I was fortunate enough to meet author Matthew Quick at NCTE back in November. I picked up a copy of his book and promised myself I would read it soon. Then I got the opportunity to head Mr. Quick read a bit from the book and speak about writing it and I was hooked. I read Boy21 a few days after coming home from NCTE and I’m still thinking about it. I expected to like the book due to Quick being a Jersey boy and the Jersey roots of the story. I’m also a basketball fan and figured it would be good for me to have another go-to sports book for some of my readers. After reading Boy21 I realized it is much more than a sports book. As one of my students said upon completing the book, “Mrs. G, it’s not just a book about basketball. It’s about life. And it’s really good.”
Finley lives in Bellmont, a dying town where racism, the Irish mob, and poverty are a part of life. Finley is one of the few white kids in his high school, where his team mates refer to him as “White Rabbit” because he’s the only white guy on the varsity team. He’s a hard worker who may not be the best on the team but just may be the most disciplined and most dedicated. He hopes that basketball will be a way out of Bellmont for himself and his girlfriend Erin, who is a fantastic basketball player. They practice together all summer in preparation for their senior year. But things take a turn for the bizarre when Coach shows up one night and asks Finley to look after a new student (and hopefully a new member of the basketball team).
Russ is a weird kid. Coach explains to Finley that his parents were recently murdered and since then Russ has been shutting the world out. He’s moved back to Bellmont to live with his grandparents and get a fresh start. But when Finley meets him, he realizes that Coach was not entirely truthful. It turns out Russ is one of the top-rated high school players in the country, or at least he was. Now, he refers to himself as Boy21 and has a bizarre obsession with outer space. Oh, and he no longer has any interest in basketball. Coach wants Finley to look after him and convince him to play basketball again, even though that means Finley will probably lose his spot on the team if Russ decides to play.
And then something terrible happens to Erin, and Finley and Russ must deal with the tragedy and loss in their pasts, and the possible losses they may suffer in the future.
As my student said so eloquently when he handed back our classroom copy of Boy21, this is a book about life.
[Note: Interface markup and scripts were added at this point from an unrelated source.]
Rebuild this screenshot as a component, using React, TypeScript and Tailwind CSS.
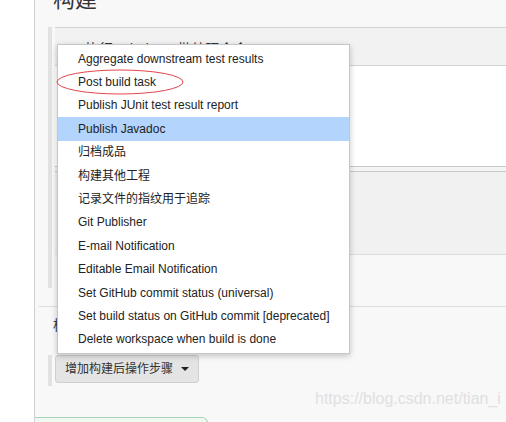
const items = [
  "Aggregate downstream test results",
  "Post build task",
  "Publish JUnit test result report",
  "Publish Javadoc",
  "归档成品",
  "构建其他工程",
  "记录文件的指纹用于追踪",
  "Git Publisher",
  "E-mail Notification",
  "Editable Email Notification",
  "Set GitHub commit status (universal)",
  "Set build status on GitHub commit [deprecated]",
  "Delete workspace when build is done",
]

const font = "font-['Liberation_Sans',Arial,'Noto_Sans_CJK_SC',sans-serif]"

function DragHandle() {
  return (
    <svg width="11" height="7" viewBox="0 0 11 7" className="shrink-0">
      {[0, 1, 2].map((r) =>
        [0, 1, 2, 3, 4].map((c) => (
          <rect key={`${r}-${c}`} x={c * 2 + 1} y={r * 2 + 1} width="1" height="1" fill="#c8c8c8" />
        ))
      )}
    </svg>
  )
}

export default function App() {
  return (
    <div className={`relative w-[506px] h-[422px] overflow-hidden flex bg-white ${font}`}>
      {/* left gutter */}
      <div className="w-[34px] shrink-0 bg-white" />

      {/* main area */}
      <div className="flex-1 border-l border-[#d0d0d0] bg-[#f8f8f8]">
        {/* title */}
        <div className="h-[27px] pl-[18px] overflow-hidden">
          <div className="mt-[-11px] text-[22px] leading-none text-[#333]">构建</div>
        </div>

        {/* build step */}
        <div className="flex h-[261px]">
          <div className="ml-[13px] w-[4px] bg-[#e2e2e2]" />
          <div className="ml-[3px] flex-1 flex flex-col">
            <div className="h-[39px] shrink-0 flex items-center gap-[7px] pl-[12px] bg-[#f2f2f2] border-t border-b border-[#d2d2d2]">
              <DragHandle />
              <span className="text-[14px] text-[#333] mt-[5px]">执行 Windows 批处理命令</span>
            </div>
            <div className="h-[100px] shrink-0 bg-white" />
            <div className="h-[6px] shrink-0 border-t border-b border-[#c8c8c8] bg-[#f5f5f5]" />
            <div className="h-[83px] shrink-0 bg-[#f1f1f1] border-b border-[#dcdcdc]" />
            <div className="flex-1" />
          </div>
        </div>

        <div className="h-[18px]" />
        <div className="ml-[4px] border-t border-[#dddddd]" />

        {/* post build section */}
        <div className="pl-[18px] pt-[8px] h-[48px] text-[14px] text-[#333]">构建后操作</div>

        <div className="flex items-stretch h-[31px]">
          <div className="ml-[13px] w-[4px] bg-[#e2e2e2]" />
          <div className="ml-[3px]">
            <button className="h-[28px] px-[9px] flex items-center gap-[8px] bg-[#e4e4e4] border border-[#cfcfcf] rounded-[3px] text-[12px] text-[#333]">
              <span>增加构建后操作步骤</span>
              <svg width="8" height="4" viewBox="0 0 8 4">
                <path d="M0 0 L8 0 L4 4 Z" fill="#222" />
              </svg>
            </button>
          </div>
        </div>

        <div className="h-[31px]" />
        <div className="w-[173px] h-[20px] bg-[#f0f8f1] border border-l-0 border-[#aad4b8] rounded-tr-[6px]" />
      </div>

      {/* watermark */}
      <div className="absolute left-[315px] top-[391px] text-[16px] text-[#e0e0e0] leading-none whitespace-nowrap">
        https://blog.csdn.net/tian_i
      </div>

      {/* dropdown menu */}
      <div className="absolute left-[57px] top-[44px] w-[293px] h-[310px] bg-white border border-[#c6c6c6] shadow-[0_2px_6px_rgba(0,0,0,0.22)] py-[2px]">
        {items.map((label) => (
          <div
            key={label}
            className={`h-[23.4px] flex items-center pl-[20px] text-[12px] text-[#222] whitespace-nowrap ${
              label === "Publish Javadoc" ? "bg-[#b3d4fd]" : ""
            }`}
          >
            {label}
          </div>
        ))}
      </div>

      {/* red annotation ellipse */}
      <svg className="absolute left-[55px] top-[68px]" width="130" height="28" viewBox="0 0 130 28">
        <ellipse cx="65" cy="14" rx="63" ry="12" fill="none" stroke="#e2454a" strokeWidth="1" />
      </svg>
    </div>
  )
}
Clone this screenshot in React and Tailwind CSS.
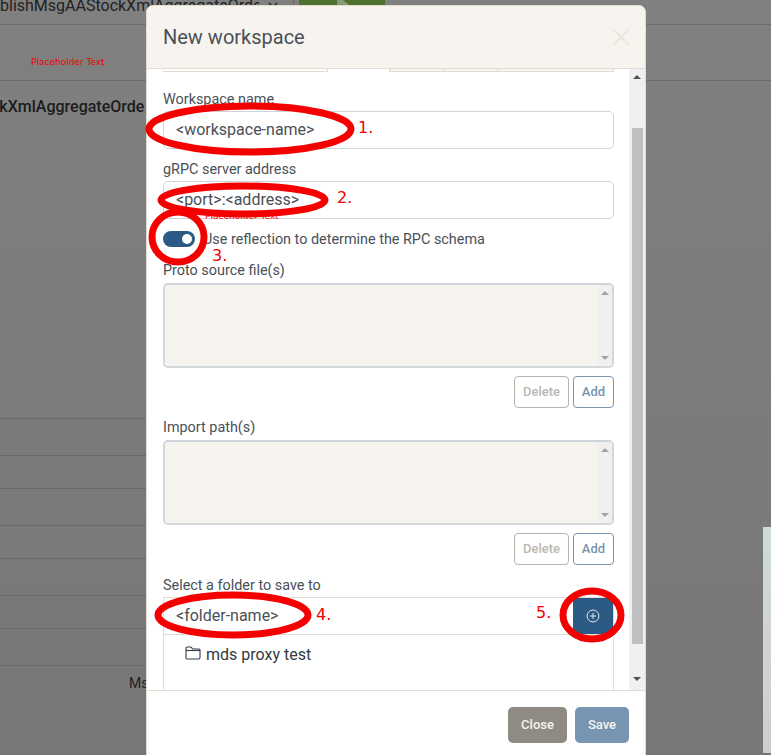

Smart, funny, raw, and touching, it’s a book I can confidently recommend to all of my readers, from reluctant to voracious. The characters are real and their lives are not perfect. I found myself wanting to dive between the pages and rescue Finley, Russ, and Erin. But at the same time, I knew that none of them would allow themselves to be rescued. Boy21 is a book I am looking forward to handing to a lot of my John Green fans, because Quick’s book is smart and witty while still making the reader’s heart break and put itself back together again.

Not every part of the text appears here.